PROBLEM TO SOLVE >> Pull every line of the entries that has the word "this".

Stored entries >>
──────────────────────────────

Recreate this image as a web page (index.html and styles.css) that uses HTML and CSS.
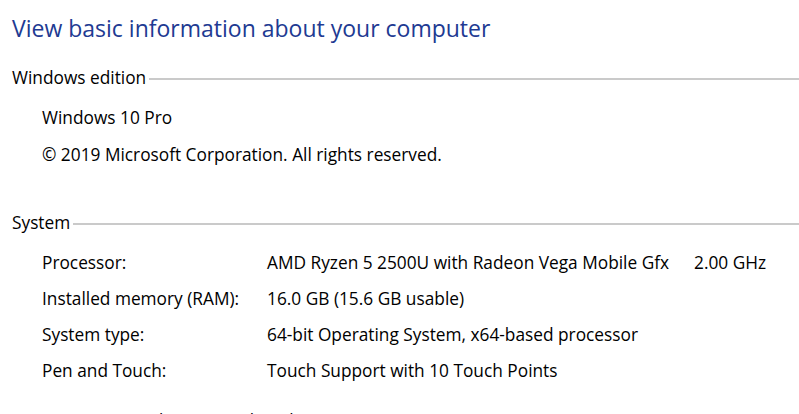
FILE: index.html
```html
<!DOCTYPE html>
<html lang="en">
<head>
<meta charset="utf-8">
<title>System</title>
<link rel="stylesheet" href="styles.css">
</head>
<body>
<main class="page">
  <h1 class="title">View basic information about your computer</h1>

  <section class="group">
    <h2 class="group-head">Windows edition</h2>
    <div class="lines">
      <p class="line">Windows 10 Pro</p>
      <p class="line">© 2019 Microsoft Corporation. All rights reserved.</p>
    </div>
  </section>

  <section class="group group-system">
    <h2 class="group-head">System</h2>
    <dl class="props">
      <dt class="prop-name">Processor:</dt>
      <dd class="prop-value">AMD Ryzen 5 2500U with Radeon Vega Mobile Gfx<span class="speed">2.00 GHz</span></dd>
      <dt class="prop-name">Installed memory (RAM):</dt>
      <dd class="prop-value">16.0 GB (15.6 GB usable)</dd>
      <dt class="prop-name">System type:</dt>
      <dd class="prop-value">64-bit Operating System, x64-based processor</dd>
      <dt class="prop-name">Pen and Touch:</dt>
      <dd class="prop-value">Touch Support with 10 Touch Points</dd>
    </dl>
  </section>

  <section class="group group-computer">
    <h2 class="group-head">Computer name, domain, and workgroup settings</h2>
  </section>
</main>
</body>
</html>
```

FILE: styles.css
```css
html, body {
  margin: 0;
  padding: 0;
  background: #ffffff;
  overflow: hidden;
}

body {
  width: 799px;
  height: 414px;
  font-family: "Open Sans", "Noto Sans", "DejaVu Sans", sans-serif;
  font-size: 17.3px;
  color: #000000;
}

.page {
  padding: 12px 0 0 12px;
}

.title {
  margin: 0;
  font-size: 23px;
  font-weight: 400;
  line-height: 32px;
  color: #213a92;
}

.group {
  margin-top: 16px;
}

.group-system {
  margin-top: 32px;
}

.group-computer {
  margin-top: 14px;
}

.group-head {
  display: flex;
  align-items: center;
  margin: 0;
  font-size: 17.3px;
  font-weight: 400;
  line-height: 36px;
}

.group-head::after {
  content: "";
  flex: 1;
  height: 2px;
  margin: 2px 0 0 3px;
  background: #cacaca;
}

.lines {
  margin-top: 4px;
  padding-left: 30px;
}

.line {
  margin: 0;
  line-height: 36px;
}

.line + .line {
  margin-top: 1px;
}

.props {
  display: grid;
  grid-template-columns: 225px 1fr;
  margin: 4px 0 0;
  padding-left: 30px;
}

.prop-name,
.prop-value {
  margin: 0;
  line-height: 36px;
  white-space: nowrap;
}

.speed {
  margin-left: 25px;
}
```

──────────────────────────────

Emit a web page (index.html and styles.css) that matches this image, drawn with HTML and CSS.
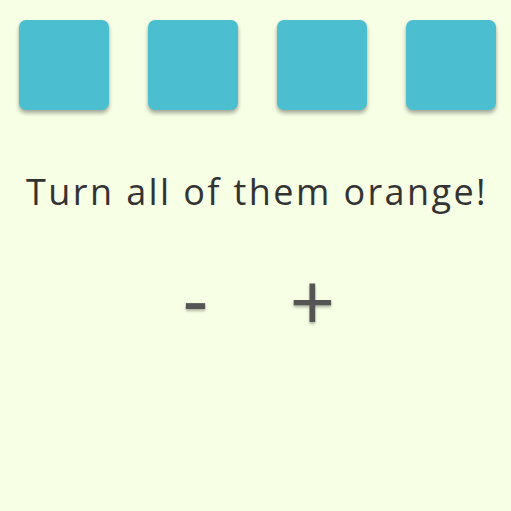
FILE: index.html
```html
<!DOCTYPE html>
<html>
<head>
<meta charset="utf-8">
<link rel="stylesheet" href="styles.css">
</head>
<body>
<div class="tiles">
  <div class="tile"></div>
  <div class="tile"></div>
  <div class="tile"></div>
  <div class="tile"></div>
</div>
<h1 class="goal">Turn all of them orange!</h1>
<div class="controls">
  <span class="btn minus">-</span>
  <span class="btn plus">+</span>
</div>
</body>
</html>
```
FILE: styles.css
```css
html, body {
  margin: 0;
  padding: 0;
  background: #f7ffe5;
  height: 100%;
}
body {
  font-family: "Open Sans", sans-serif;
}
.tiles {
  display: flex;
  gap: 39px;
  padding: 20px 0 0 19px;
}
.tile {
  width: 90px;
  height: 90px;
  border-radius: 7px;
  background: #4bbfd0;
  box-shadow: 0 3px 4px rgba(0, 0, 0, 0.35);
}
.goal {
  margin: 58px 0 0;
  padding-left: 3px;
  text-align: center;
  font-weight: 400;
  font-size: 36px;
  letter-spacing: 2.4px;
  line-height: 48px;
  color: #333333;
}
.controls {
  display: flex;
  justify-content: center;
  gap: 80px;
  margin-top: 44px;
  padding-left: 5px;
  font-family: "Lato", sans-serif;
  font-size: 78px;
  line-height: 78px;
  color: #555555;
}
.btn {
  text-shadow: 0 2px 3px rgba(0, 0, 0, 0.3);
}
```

──────────────────────────────

FULL SOLUTION >>
Recreate this image as a web page (index.html and styles.css) that uses HTML and CSS.
Emit a web page (index.html and styles.css) that matches this image, drawn with HTML and CSS.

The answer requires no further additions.